Supplied data:

+++

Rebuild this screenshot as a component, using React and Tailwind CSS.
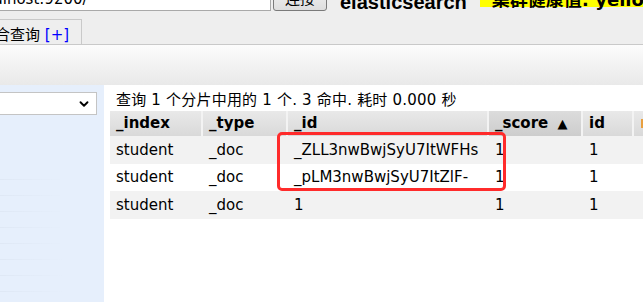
import { ChevronDown } from 'lucide-react';

const cols = [
  { key: '_index', w: 'w-[93px]' },
  { key: '_type', w: 'w-[85px]' },
  { key: '_id', w: 'w-[201px]' },
  { key: '_score', w: 'w-[94px]' },
  { key: 'id', w: 'w-[51px]' },
  { key: 'extra', w: 'w-[120px]' },
];

const rows = [
  ['student', '_doc', '_ZLL3nwBwjSyU7ItWFHs', '1', '1', ''],
  ['student', '_doc', '_pLM3nwBwjSyU7ItZlF-', '1', '1', ''],
  ['student', '_doc', '1', '1', '1', ''],
];

const font = { fontFamily: '"DejaVu Sans", "Noto Sans CJK SC", sans-serif' };

export default function App() {
  return (
    <div className="w-[643px] h-[302px] overflow-hidden bg-white text-black" style={font}>
      {/* top connect bar, cut off by the window */}
      <div className="h-[12px] flex items-end overflow-hidden bg-[#eeeeee]">
        <div className="shrink-0 w-[273px] h-[28px] mb-[1px] -ml-[2px] bg-white border border-[#a9a9a9] flex items-end overflow-hidden">
          <span className="text-[15px] leading-[18px] pb-[2px] -ml-[73px] whitespace-nowrap">http://localhost:9200/</span>
        </div>
        <button className="shrink-0 ml-[2px] w-[54px] h-[28px] mb-[1px] border border-[#7a7a7a] rounded-[3px] bg-linear-to-b from-[#f6f6f6] to-[#dedede] flex items-end justify-center">
          <span className="text-[15px] leading-[18px] pb-[2px]">连接</span>
        </button>
        <span className="shrink-0 ml-[13px] mb-[0px] text-[20px] leading-[20px] font-bold whitespace-nowrap" style={{ fontFamily: '"Liberation Sans", Arial, sans-serif' }}>
          elasticsearch
        </span>
        <div className="shrink-0 ml-[13px] w-[200px] h-[30px] mb-[5px] bg-[#ffff00] flex items-end pl-[12px]">
          <span className="text-[18px] leading-[18px] font-bold whitespace-nowrap -mb-[2px]">集群健康值: yellow (5 of 10)</span>
        </div>
      </div>

      {/* tabs */}
      <div className="h-[33px] flex items-end bg-[#eeeeee] border-b border-[#c9c9c9]">
        <div className="-ml-[20px] h-[25px] pr-[12px] border-t border-r border-[#c9c9c9] flex items-end">
          <span className="text-[15px] leading-[18px] whitespace-nowrap">
            组合查询 <span className="text-[#0000ff]">[+]</span>
          </span>
        </div>
      </div>

      {/* toolbar */}
      <div className="h-[40px] bg-linear-to-b from-[#fcfcfc] to-[#e9e9e9]" />

      <div className="flex h-[217px]">
        {/* sidebar */}
        <div className="w-[104px] shrink-0 bg-[#e6effc] flex flex-col">
          <div className="mt-[7px] -ml-[2px] w-[99px] h-[23px] bg-white border border-[#c4c4c4] flex items-center justify-end pr-[5px]">
            <ChevronDown size={14} strokeWidth={3.2} className="text-black" />
          </div>
          <div className="mt-[49px] flex flex-col">
            {Array.from({ length: 8 }).map((_, i) => (
              <div key={i} className="h-[16px] flex items-end">
                <div className="h-px w-[64px] bg-linear-to-r from-[#dfe8f5] to-transparent" />
              </div>
            ))}
          </div>
        </div>

        {/* results */}
        <div className="flex-1 min-w-0">
          <div className="h-[26px] pt-[4px] pl-[12px] text-[15px] leading-[22px] whitespace-nowrap tracking-[0.2px]">
            查询 1 个分片中用的 1 个. 3 命中. 耗时 0.000 秒
          </div>
          <div className="relative ml-[6px]">
            <div className="flex h-[25px]">
              {cols.map((c) => (
                <div
                  key={c.key}
                  className={`${c.w} shrink-0 h-full flex items-center pl-[6px] text-[15px] font-bold whitespace-nowrap border-r-2 border-[#f3f3f3] ${
                    c.key === '_score'
                      ? 'bg-linear-to-b from-[#dcdcdc] to-[#cdcdcd]'
                      : 'bg-linear-to-b from-[#e9e9e9] to-[#d9d9d9]'
                  }`}
                >
                  {c.key === '_score' && (
                    <span>
                      _score <span className="text-[13px] ml-[4px]">▲</span>
                    </span>
                  )}
                  {c.key === 'extra' && <span className="ml-[1px] w-[3px] h-[9px] bg-[#e8a040]" />}
                  {c.key !== '_score' && c.key !== 'extra' && c.key}
                </div>
              ))}
            </div>
            {rows.map((r, i) => (
              <div key={i} className={`flex h-[27.67px] ${i % 2 === 0 ? 'bg-[#f2f2f2]' : 'bg-white'}`}>
                {r.map((v, j) => (
                  <div key={j} className={`${cols[j].w} shrink-0 flex items-center pl-[6px] text-[15px] whitespace-nowrap`}>
                    {v}
                  </div>
                ))}
              </div>
            ))}
            <div className="absolute left-[167px] top-[21px] w-[229px] h-[59px] border-[3px] border-[#ff2b2b] rounded-[5px]" />
          </div>
        </div>
      </div>
    </div>
  );
}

+++

The request:
Reproduce all of the data exactly, omitting each picture it holds.

Answer below:
Rebuild this screenshot as a component, using React and Tailwind CSS.
import { ChevronDown } from 'lucide-react';

const cols = [
  { key: '_index', w: 'w-[93px]' },
  { key: '_type', w: 'w-[85px]' },
  { key: '_id', w: 'w-[201px]' },
  { key: '_score', w: 'w-[94px]' },
  { key: 'id', w: 'w-[51px]' },
  { key: 'extra', w: 'w-[120px]' },
];

const rows = [
  ['student', '_doc', '_ZLL3nwBwjSyU7ItWFHs', '1', '1', ''],
  ['student', '_doc', '_pLM3nwBwjSyU7ItZlF-', '1', '1', ''],
  ['student', '_doc', '1', '1', '1', ''],
];

const font = { fontFamily: '"DejaVu Sans", "Noto Sans CJK SC", sans-serif' };

export default function App() {
  return (
    <div className="w-[643px] h-[302px] overflow-hidden bg-white text-black" style={font}>
      {/* top connect bar, cut off by the window */}
      <div className="h-[12px] flex items-end overflow-hidden bg-[#eeeeee]">
        <div className="shrink-0 w-[273px] h-[28px] mb-[1px] -ml-[2px] bg-white border border-[#a9a9a9] flex items-end overflow-hidden">
          <span className="text-[15px] leading-[18px] pb-[2px] -ml-[73px] whitespace-nowrap">http://localhost:9200/</span>
        </div>
        <button className="shrink-0 ml-[2px] w-[54px] h-[28px] mb-[1px] border border-[#7a7a7a] rounded-[3px] bg-linear-to-b from-[#f6f6f6] to-[#dedede] flex items-end justify-center">
          <span className="text-[15px] leading-[18px] pb-[2px]">连接</span>
        </button>
        <span className="shrink-0 ml-[13px] mb-[0px] text-[20px] leading-[20px] font-bold whitespace-nowrap" style={{ fontFamily: '"Liberation Sans", Arial, sans-serif' }}>
          elasticsearch
        </span>
        <div className="shrink-0 ml-[13px] w-[200px] h-[30px] mb-[5px] bg-[#ffff00] flex items-end pl-[12px]">
          <span className="text-[18px] leading-[18px] font-bold whitespace-nowrap -mb-[2px]">集群健康值: yellow (5 of 10)</span>
        </div>
      </div>

      {/* tabs */}
      <div className="h-[33px] flex items-end bg-[#eeeeee] border-b border-[#c9c9c9]">
        <div className="-ml-[20px] h-[25px] pr-[12px] border-t border-r border-[#c9c9c9] flex items-end">
          <span className="text-[15px] leading-[18px] whitespace-nowrap">
            组合查询 <span className="text-[#0000ff]">[+]</span>
          </span>
        </div>
      </div>

      {/* toolbar */}
      <div className="h-[40px] bg-linear-to-b from-[#fcfcfc] to-[#e9e9e9]" />

      <div className="flex h-[217px]">
        {/* sidebar */}
        <div className="w-[104px] shrink-0 bg-[#e6effc] flex flex-col">
          <div className="mt-[7px] -ml-[2px] w-[99px] h-[23px] bg-white border border-[#c4c4c4] flex items-center justify-end pr-[5px]">
            <ChevronDown size={14} strokeWidth={3.2} className="text-black" />
          </div>
          <div className="mt-[49px] flex flex-col">
            {Array.from({ length: 8 }).map((_, i) => (
              <div key={i} className="h-[16px] flex items-end">
                <div className="h-px w-[64px] bg-linear-to-r from-[#dfe8f5] to-transparent" />
              </div>
            ))}
          </div>
        </div>

        {/* results */}
        <div className="flex-1 min-w-0">
          <div className="h-[26px] pt-[4px] pl-[12px] text-[15px] leading-[22px] whitespace-nowrap tracking-[0.2px]">
            查询 1 个分片中用的 1 个. 3 命中. 耗时 0.000 秒
          </div>
          <div className="relative ml-[6px]">
            <div className="flex h-[25px]">
              {cols.map((c) => (
                <div
                  key={c.key}
                  className={`${c.w} shrink-0 h-full flex items-center pl-[6px] text-[15px] font-bold whitespace-nowrap border-r-2 border-[#f3f3f3] ${
                    c.key === '_score'
                      ? 'bg-linear-to-b from-[#dcdcdc] to-[#cdcdcd]'
                      : 'bg-linear-to-b from-[#e9e9e9] to-[#d9d9d9]'
                  }`}
                >
                  {c.key === '_score' && (
                    <span>
                      _score <span className="text-[13px] ml-[4px]">▲</span>
                    </span>
                  )}
                  {c.key === 'extra' && <span className="ml-[1px] w-[3px] h-[9px] bg-[#e8a040]" />}
                  {c.key !== '_score' && c.key !== 'extra' && c.key}
                </div>
              ))}
            </div>
            {rows.map((r, i) => (
              <div key={i} className={`flex h-[27.67px] ${i % 2 === 0 ? 'bg-[#f2f2f2]' : 'bg-white'}`}>
                {r.map((v, j) => (
                  <div key={j} className={`${cols[j].w} shrink-0 flex items-center pl-[6px] text-[15px] whitespace-nowrap`}>
                    {v}
                  </div>
                ))}
              </div>
            ))}
            <div className="absolute left-[167px] top-[21px] w-[229px] h-[59px] border-[3px] border-[#ff2b2b] rounded-[5px]" />
          </div>
        </div>
      </div>
    </div>
  );
}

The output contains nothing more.